The $25 is for expenses such as vehicle and equipment depreciation and maintenance, spare parts and wear parts, fuel, vehicle registration and insurance, public liability insurance (must have), website and marketing, bookkeeping and accounting to name the main ones that one cannot really get away without.

$25 is fairly modest and the true figure may be more in some markets and depending on how you treat your car and gear and can be reduced by doing more hours per year such that the fixed costs per year are a lesser amount of the per hour expense amount.

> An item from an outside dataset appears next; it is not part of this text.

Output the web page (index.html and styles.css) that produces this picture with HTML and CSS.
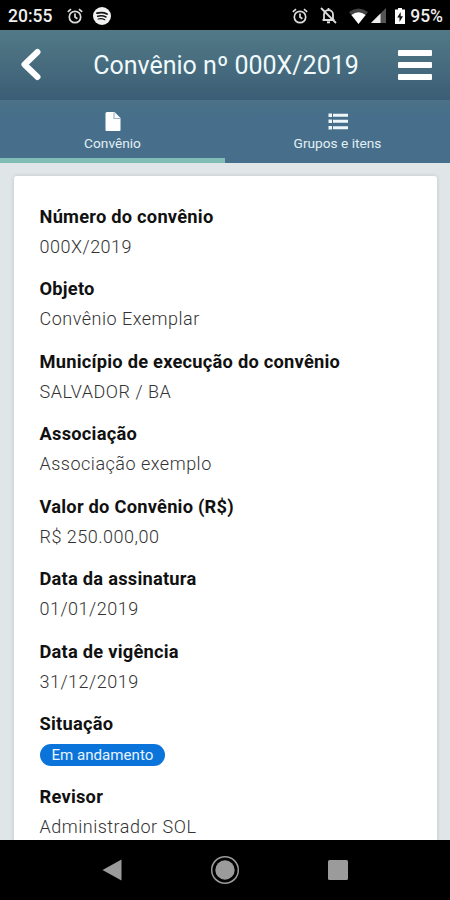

I use a time factor of 2 and this is a big one which needs explaining. Why divide by 2. Well for every hour I spend on site mowing and hedging etc there is another hour spent to be able to earn the LR (Labor Rate). There is an average of 10-15 min drive between jobs (if you keep your mowing runs tight or else its more time), there is time communicating with clients for appointments and discussing and recording what they need on the next visit, there is paper work time such as roster scheduling for the run each week, invoicing and bookkeeping on a daily basis, quote time (clients do move every now and then and so to keep a steady client base you will always have some quote time even if you are not actively growing), taking equipment in or picking it up from maintenance, shopping for new equipment and consumables, personal development and training if you and your clients care about seeing you always improving in knowledge and professionalism, ASIC compliance for company, insurance documents once per year and update commercial clients accordingly and safety documents and training for OHS (Occupational health and safety).

If you feel for every hour spent you only have 50 min of non-site related work you would use a factor of 1.83.

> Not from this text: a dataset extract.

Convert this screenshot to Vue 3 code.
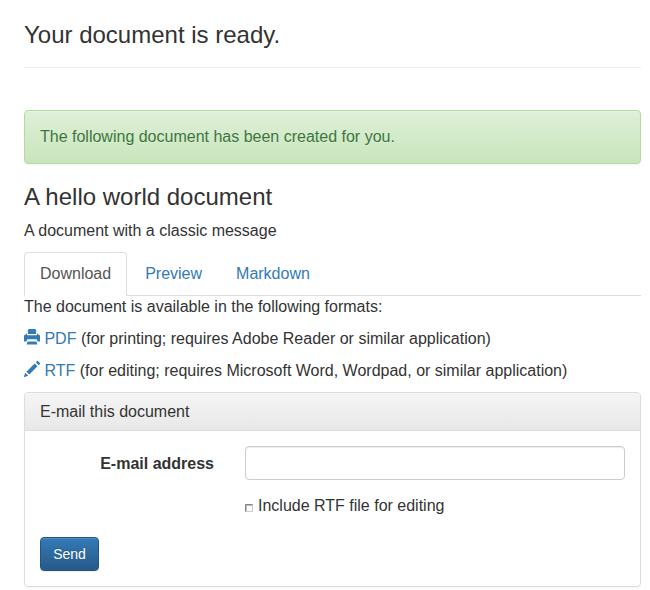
<script setup>
import { ref } from 'vue'

const tabs = ['Download', 'Preview', 'Markdown']
const active = ref('Download')
const email = ref('')
const includeRtf = ref(false)
</script>

<template>
  <main class="page">
    <h3 class="page-title">Your document is ready.</h3>
    <div class="alert">The following document has been created for you.</div>
    <h3 class="doc-title">A hello world document</h3>
    <p class="doc-desc">A document with a classic message</p>

    <ul class="tabs">
      <li v-for="tab in tabs" :key="tab">
        <a class="tab" :class="{ active: tab === active }" @click="active = tab">{{ tab }}</a>
      </li>
    </ul>

    <section class="formats">
      <p>The document is available in the following formats:</p>
      <p>
        <a><svg class="icon" viewBox="0 0 16 16" aria-hidden="true">
          <path d="M4.6 0h6.8l.7 1.2V5H3.9V1.2z" />
          <path d="M0 7Q0 5.4 1.4 5.4H2.2V4.4h.8v1.2q0 .7.7.7h8.6q.7 0 .7-.7V4.4h.8v1H14.6Q16 5.4 16 7V12.6H13.6L12.6 10.2H3.4L2.4 12.6H0z" />
          <path d="M3.5 12.4h9L13.4 15.6H2.6z" />
        </svg> PDF</a> (for printing; requires Adobe Reader or similar application)
      </p>
      <p>
        <a><svg class="icon" viewBox="0 0 1200 1200" aria-hidden="true">
          <g transform="translate(0 1200) scale(1 -1)">
            <path d="M1011 1210q19 0 33 -13l153 -153q13 -14 13 -33t-13 -33l-99 -92l-214 214l95 96q13 14 32 14z" />
            <path d="M1013 800l-615 -614l-214 214l614 614z" />
            <path d="M317 96l-333 -112l110 335z" />
          </g>
        </svg> RTF</a> (for editing; requires Microsoft Word, Wordpad, or similar application)
      </p>
    </section>

    <section class="panel">
      <div class="panel-heading">E-mail this document</div>
      <form class="panel-body" @submit.prevent>
        <div class="field-row">
          <label class="field-label" for="email">E-mail address</label>
          <input id="email" v-model="email" class="field" type="email" />
        </div>
        <label class="check-row">
          <input v-model="includeRtf" class="check" type="checkbox" />
          <span>Include RTF file for editing</span>
        </label>
        <button class="send" type="submit">Send</button>
      </form>
    </section>
  </main>
</template>

<style>
body {
  background: #fff;
}
</style>

<style scoped>
.page,
.page * {
  box-sizing: border-box;
}
.page {
  width: 650px;
  height: 590px;
  padding: 22px 9px 0 24px;
  overflow: hidden;
  font-family: "Liberation Sans", Arial, sans-serif;
  font-size: 16px;
  line-height: 22px;
  color: #333;
}
h3 {
  font-size: 24px;
  font-weight: 400;
  line-height: 26px;
  margin: 0;
}
p {
  margin: 0 0 10px;
}
a {
  color: #337ab7;
  text-decoration: none;
  cursor: pointer;
}
.page-title {
  height: 46px;
  border-bottom: 1px solid #eee;
  margin-bottom: 42px;
}
.alert {
  height: 54px;
  padding: 15px;
  color: #3c763d;
  border: 1px solid #b2dba1;
  border-radius: 4px;
  background: linear-gradient(#dff0d8, #c8e5bc);
  text-shadow: 0 1px 0 rgba(255, 255, 255, 0.2);
  box-shadow: inset 0 1px 0 rgba(255, 255, 255, 0.25), 0 1px 2px rgba(0, 0, 0, 0.05);
}
.doc-title {
  margin: 20px 0 10px;
}
.doc-desc {
  margin-bottom: 10px;
}
.tabs {
  display: flex;
  list-style: none;
  gap: 2px;
  height: 44px;
  margin: 0;
  padding: 0;
  border-bottom: 1px solid #ddd;
}
.tab {
  display: block;
  height: 44px;
  padding: 10px 15px;
  border: 1px solid transparent;
  border-radius: 4px 4px 0 0;
}
.tab.active {
  color: #555;
  background: #fff;
  border-color: #ddd #ddd transparent;
}
.icon {
  display: inline-block;
  width: 16px;
  height: 16px;
  overflow: visible;
  vertical-align: -1px;
  fill: #337ab7;
}
.panel {
  height: 195px;
  border: 1px solid #ddd;
  border-radius: 4px;
  box-shadow: 0 1px 2px rgba(0, 0, 0, 0.05);
}
.panel-heading {
  height: 38px;
  padding: 8px 15px;
  border-bottom: 1px solid #ddd;
  border-radius: 3px 3px 0 0;
  background: linear-gradient(#f5f5f5, #e8e8e8);
}
.panel-body {
  padding: 15px;
}
.field-row {
  display: grid;
  grid-template-columns: 174px 380px;
  column-gap: 31px;
  align-items: center;
}
.field-label {
  padding-top: 2px;
  font-weight: 700;
  text-align: right;
}
.field {
  width: 100%;
  height: 34px;
  padding: 6px 12px;
  font: inherit;
  border: 1px solid #ccc;
  border-radius: 4px;
  background: #fff;
  box-shadow: inset 0 1px 1px rgba(0, 0, 0, 0.075);
}
.check-row {
  display: flex;
  gap: 5px;
  margin: 15px 0 20px 205px;
}
.check {
  appearance: none;
  width: 8px;
  height: 8px;
  margin: 9px 0 0;
  border: 1px solid;
  border-color: #888 #ccc #ccc #888;
  background: #fff;
  box-shadow: inset 1px 1px 0 #bbb;
}
.send {
  display: block;
  width: 59px;
  height: 34px;
  padding: 0;
  color: #fff;
  font-family: inherit;
  font-size: 14px;
  line-height: 20px;
  border: 1px solid #245580;
  border-radius: 4px;
  background: linear-gradient(#337ab7, #265a88);
  text-shadow: 0 -1px 0 rgba(0, 0, 0, 0.2);
  box-shadow: inset 0 1px 0 rgba(255, 255, 255, 0.15), 0 1px 1px rgba(0, 0, 0, 0.075);
}
</style>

TF = minutes worked offsite per hour of work onsite + 60 minutes of site work / 60

Eg —> If im really slow at machine maintenance or a super perfectionist with my truck i might be an hour and 10min for every hour onsite on average therefore;

TF = (70 + 60) / 60

TF = 2.16 in this scenario

Hence record keeping is important or else you will never know your hourly remuneration.

So to recap, a $100 inc GST per hour rate charged to your clients in many markets in Australia will gross you around $33 before income tax and any physio needed. If one were to work an average of 40 hours a week with 2 weeks off that’s 2000 hours per year x $33 = $66,000

You may be just starting out and perhaps you have in mind to work many more hours. Just remember that it is seasonal so the time factor varies. For example in summer you may work on site 25 hours with another 20 hours “behind the scenes” whereas when things slow down you might do 20 hours on site with another 25 hours behind the scenes to catch up on all your vehicle, trailer, equipment repair and prep for the next season so its not as though you work 1:1 year round but I have found that on average one should allow about 1 hour for every hour spent on a client site. If you think differently please let me know what you work off of.

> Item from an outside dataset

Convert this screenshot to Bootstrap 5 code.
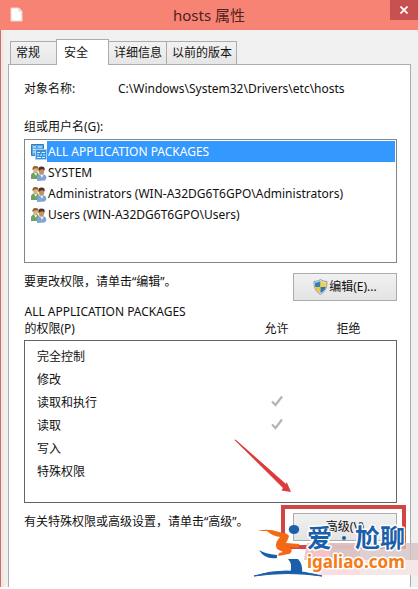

The above number of $33 is without any dollars set aside for the company profit. Profit is also important as without any profit in the company there is no money for growth/expansion of the business in the future OR a rainy day fund for when things go sour (examples might be an at fault traffic accident as mowing people are on the road much more often than office workers or builders etc, broken auto glass, lost or stolen equipment, bad debts, legal costs).

It also does not allow any amount for the body. From experience I spend money on remedial massage and physio and I don’t expect to be able to keep up my present pace into my seventies where as many white collar or low impact jobs like fork lift driver, police, truck driver can presumably continue into their eighties and in some fields earning far more with experience. I hear you, retirement age is 65 or so, ok but that number used to be 60 and keeps increasing so if you are in your twenties the retirment age may be 75 by the time you reach that age. Also should something adverse happen that is beyond your control you may find yourself needing to continue working. Well thats less of an option for a gardener than it is for say a doctor.

You can input your own values for your average expense cost, time factor, profit and TOLL to see what makes sense for you and if that number is something the market can support then you have a going concern of a business.

By rights you are meant to pay your super fund an employer super guarantee amount of 10.5 % of any amount you pay yourself as a wage so you can add that into your expense average if you want to consider it that way or if considering it as income just remember that that amount will further reduce your gross income as it is not accessible until the retirement age or in the event of financial hardship.

Insurance companies will likely not offer much more than 6 months of paid income protection insurance for this type of work so also realise that this figure is incumbent on you not hurting yourself in any way that prevents you from working or else add a hefty insurance amount to your expense figure.

Work Cover Qld only covers the staff and not the owner.